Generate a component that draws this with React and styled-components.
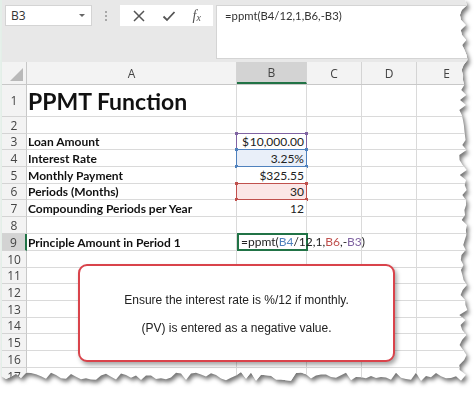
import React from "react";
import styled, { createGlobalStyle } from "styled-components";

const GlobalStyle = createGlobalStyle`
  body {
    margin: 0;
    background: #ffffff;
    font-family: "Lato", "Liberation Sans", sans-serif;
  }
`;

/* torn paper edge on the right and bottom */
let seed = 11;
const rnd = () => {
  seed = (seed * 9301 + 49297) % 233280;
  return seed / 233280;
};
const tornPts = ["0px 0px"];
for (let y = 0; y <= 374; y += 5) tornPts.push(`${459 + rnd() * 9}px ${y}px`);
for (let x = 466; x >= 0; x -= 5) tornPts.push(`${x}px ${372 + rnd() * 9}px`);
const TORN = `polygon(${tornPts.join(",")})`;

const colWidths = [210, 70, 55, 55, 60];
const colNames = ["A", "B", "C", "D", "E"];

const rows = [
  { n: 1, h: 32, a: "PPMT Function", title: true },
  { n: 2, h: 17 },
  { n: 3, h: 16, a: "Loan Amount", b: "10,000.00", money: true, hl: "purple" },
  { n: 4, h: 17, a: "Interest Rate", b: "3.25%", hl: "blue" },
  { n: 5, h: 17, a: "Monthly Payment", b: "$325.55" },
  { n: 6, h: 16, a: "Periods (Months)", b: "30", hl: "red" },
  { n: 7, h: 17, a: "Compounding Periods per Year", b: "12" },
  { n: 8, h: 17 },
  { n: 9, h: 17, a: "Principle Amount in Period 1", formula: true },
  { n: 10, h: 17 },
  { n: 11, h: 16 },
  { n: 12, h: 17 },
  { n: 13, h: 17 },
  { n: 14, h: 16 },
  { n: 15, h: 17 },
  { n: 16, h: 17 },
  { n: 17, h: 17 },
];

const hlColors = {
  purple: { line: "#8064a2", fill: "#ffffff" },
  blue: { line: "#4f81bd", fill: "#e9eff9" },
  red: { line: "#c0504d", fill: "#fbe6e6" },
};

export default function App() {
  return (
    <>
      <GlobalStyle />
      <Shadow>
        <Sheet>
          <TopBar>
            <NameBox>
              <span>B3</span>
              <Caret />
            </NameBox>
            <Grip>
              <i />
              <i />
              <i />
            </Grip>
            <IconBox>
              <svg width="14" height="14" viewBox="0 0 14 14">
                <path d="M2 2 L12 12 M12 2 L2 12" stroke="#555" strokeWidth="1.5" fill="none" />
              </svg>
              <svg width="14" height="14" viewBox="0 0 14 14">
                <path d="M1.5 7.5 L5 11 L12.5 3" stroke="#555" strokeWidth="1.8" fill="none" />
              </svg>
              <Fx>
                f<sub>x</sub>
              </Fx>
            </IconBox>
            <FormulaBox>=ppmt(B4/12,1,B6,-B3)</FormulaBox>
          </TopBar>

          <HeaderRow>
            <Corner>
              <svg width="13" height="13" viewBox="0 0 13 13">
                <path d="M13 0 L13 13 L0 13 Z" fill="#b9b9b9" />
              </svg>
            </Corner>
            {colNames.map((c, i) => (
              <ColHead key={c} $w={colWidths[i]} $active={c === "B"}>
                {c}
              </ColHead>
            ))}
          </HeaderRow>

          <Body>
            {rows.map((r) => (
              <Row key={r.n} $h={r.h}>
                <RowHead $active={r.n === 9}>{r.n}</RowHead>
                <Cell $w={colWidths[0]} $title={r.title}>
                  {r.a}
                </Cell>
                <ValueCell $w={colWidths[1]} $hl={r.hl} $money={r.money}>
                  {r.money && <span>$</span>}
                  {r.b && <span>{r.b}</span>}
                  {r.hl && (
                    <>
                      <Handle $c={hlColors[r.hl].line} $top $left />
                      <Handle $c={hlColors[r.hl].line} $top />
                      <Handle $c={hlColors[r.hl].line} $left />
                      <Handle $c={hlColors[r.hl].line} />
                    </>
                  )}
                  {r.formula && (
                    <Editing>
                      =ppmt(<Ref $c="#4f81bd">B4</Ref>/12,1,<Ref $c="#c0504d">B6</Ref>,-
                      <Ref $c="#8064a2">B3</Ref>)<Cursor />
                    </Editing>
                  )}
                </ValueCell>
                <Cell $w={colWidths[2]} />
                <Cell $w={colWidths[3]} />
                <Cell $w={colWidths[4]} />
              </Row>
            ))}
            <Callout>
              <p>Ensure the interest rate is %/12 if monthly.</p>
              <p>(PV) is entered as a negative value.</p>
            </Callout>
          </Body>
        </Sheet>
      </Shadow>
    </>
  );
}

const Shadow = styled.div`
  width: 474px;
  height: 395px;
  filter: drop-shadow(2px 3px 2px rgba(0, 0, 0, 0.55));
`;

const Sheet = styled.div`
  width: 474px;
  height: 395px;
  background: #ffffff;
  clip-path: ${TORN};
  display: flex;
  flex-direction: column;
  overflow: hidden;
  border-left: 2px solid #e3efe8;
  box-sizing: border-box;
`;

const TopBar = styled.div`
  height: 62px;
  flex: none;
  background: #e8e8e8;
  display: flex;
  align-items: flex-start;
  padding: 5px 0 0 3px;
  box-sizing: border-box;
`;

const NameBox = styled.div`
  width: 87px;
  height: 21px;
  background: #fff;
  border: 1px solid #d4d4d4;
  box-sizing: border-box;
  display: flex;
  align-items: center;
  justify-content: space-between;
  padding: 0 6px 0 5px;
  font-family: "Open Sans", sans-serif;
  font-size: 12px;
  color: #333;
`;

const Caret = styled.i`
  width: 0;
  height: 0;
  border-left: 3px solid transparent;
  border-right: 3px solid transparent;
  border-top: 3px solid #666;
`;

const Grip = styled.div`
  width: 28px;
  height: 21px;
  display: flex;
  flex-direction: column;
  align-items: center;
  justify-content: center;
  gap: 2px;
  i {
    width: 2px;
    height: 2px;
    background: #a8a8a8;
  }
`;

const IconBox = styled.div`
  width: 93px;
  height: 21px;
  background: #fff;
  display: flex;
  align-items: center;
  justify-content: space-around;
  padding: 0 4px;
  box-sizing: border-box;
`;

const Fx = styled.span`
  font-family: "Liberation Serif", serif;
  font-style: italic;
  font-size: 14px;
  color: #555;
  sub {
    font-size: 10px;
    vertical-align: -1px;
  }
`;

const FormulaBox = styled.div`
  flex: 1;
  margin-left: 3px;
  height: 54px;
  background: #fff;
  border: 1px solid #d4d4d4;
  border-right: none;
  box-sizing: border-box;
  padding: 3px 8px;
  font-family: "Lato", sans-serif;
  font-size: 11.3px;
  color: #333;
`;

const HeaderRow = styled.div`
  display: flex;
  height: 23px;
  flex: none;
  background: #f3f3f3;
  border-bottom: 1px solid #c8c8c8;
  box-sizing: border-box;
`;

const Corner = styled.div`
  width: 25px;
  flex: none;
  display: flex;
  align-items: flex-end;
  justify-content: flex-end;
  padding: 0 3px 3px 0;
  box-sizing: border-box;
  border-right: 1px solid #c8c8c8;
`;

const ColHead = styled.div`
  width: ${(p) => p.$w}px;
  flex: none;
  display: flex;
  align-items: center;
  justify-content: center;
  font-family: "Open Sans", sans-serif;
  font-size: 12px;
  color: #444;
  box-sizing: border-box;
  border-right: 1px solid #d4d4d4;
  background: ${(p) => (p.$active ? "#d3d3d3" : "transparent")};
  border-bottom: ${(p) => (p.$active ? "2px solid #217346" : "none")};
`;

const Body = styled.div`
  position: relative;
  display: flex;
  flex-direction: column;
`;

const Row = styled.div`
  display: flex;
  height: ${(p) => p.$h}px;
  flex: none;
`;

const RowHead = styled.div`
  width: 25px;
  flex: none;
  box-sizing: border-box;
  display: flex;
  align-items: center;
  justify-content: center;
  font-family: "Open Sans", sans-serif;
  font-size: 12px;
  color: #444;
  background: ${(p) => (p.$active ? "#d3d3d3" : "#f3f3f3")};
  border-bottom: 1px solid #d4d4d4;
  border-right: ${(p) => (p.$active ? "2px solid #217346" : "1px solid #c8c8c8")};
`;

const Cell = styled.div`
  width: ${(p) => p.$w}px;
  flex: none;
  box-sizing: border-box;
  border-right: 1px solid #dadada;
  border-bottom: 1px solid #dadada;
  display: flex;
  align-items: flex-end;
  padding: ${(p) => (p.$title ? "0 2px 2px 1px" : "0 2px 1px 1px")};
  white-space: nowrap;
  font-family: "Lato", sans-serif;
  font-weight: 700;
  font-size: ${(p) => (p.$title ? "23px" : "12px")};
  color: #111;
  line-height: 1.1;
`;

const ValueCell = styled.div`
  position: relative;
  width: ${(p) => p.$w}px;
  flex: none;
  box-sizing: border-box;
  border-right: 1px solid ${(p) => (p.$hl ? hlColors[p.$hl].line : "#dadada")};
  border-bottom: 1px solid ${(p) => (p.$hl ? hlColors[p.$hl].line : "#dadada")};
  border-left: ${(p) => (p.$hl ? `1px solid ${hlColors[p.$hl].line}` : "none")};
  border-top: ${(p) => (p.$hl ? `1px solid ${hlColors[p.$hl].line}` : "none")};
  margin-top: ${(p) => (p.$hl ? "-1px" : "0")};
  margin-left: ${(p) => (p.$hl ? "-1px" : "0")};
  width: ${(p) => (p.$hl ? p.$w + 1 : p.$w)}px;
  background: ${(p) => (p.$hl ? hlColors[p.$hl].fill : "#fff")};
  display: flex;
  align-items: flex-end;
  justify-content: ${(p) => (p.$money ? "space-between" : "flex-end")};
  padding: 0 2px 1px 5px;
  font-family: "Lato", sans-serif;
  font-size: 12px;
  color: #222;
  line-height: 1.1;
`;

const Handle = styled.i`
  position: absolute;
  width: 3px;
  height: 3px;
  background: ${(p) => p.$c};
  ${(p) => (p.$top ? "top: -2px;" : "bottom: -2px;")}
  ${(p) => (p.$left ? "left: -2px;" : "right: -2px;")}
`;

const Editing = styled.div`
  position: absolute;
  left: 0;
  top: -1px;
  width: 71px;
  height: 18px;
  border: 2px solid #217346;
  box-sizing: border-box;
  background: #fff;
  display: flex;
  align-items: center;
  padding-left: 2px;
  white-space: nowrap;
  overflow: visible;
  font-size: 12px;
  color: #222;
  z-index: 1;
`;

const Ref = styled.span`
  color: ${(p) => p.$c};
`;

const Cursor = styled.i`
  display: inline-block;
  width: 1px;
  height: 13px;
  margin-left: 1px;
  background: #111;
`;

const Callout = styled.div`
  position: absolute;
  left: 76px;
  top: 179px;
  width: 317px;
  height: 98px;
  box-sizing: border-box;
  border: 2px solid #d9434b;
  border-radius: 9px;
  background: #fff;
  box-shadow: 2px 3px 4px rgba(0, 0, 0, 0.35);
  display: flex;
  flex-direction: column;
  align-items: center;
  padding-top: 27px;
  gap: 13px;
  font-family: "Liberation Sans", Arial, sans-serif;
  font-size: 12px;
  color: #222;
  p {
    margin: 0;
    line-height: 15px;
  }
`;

##########

WHAT IS ASKED – Select and copy every line of the material that holds the string "React".

ANSWER TO THE EXERCISE –
Generate a component that draws this with React and styled-components.
import React from "react";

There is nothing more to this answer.